According to Barrett, “During the officer selection period in April for the new Gen4 GLOCKs, 40 percent chose the G21, 33 percent picked the G17, 13 percent picked the G19, 10 percent picked the G22, 2 percent picked the G30, and 1 percent picked the G23.”

The department offers plenty of choices to satisfy its officers, whether they are patrolmen or serve on the SWAT team, and the skilled and knowledgeable trainers try to help their fellow officers as much as possible. “Whether working with an experienced officer during our testing and selection period or with a brand-new officer during a pre-academy class, our instructors allow officers to make a choice free of any instructor bias,” Barrett said. “We will explain differences between the models, sizes, weights, magazine capacities, etc. We answer questions an officer may have, but ultimately it is up to the officer to make the choice.”

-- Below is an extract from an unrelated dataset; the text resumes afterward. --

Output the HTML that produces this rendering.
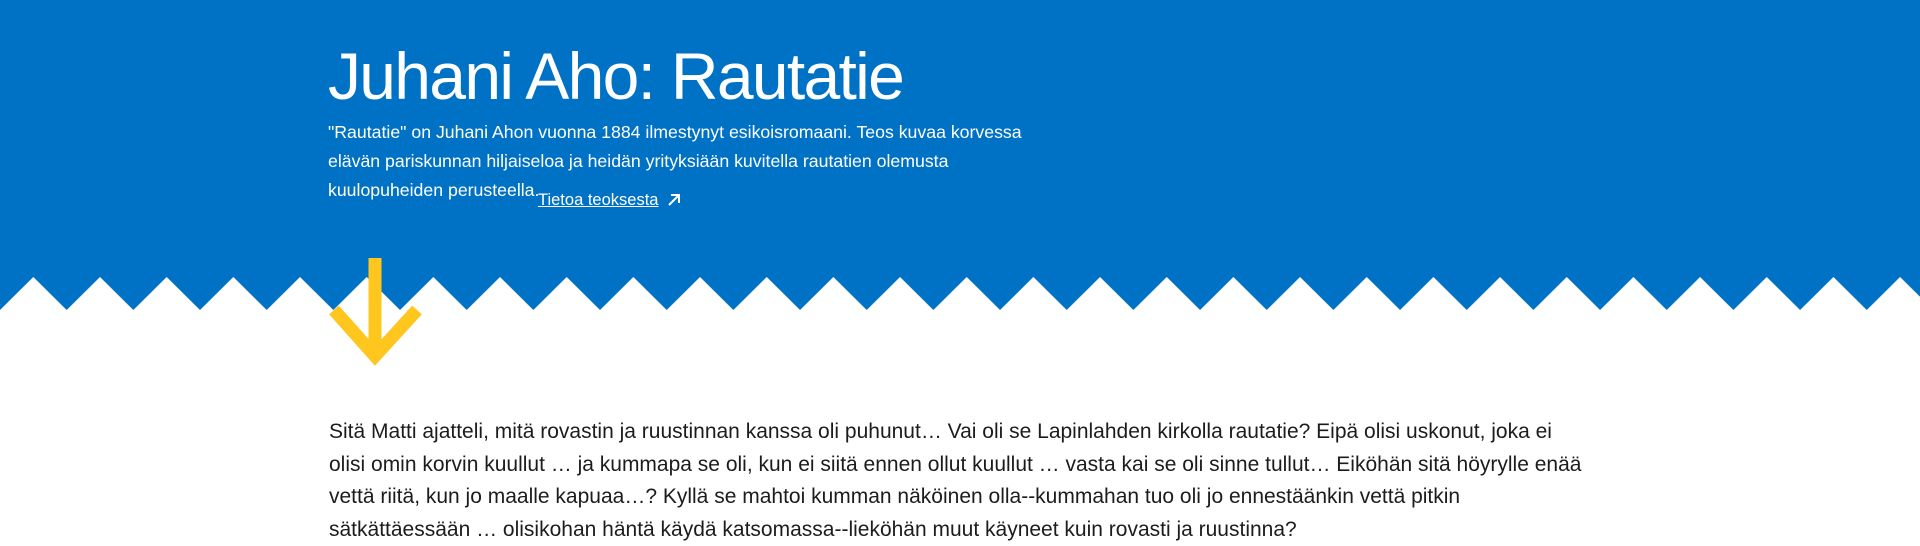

In the end, the Tacoma Police Department made the right choice. “All factors were considered, including ease of use, cleaning and maintenance, officer choice and familiarity, customer service from the manufacturer, previous Tacoma PD experience, other regional agency experience and cost. Current GLOCK shooters are pleased with the choice, both to stay with GLOCK and with the option of having a 9×19 available to them. The vast majority of the 1911 shooters were happy with being given a choice of six handguns in three calibers, and they are also happy with the choice of GLOCK being the department-issued weapon.”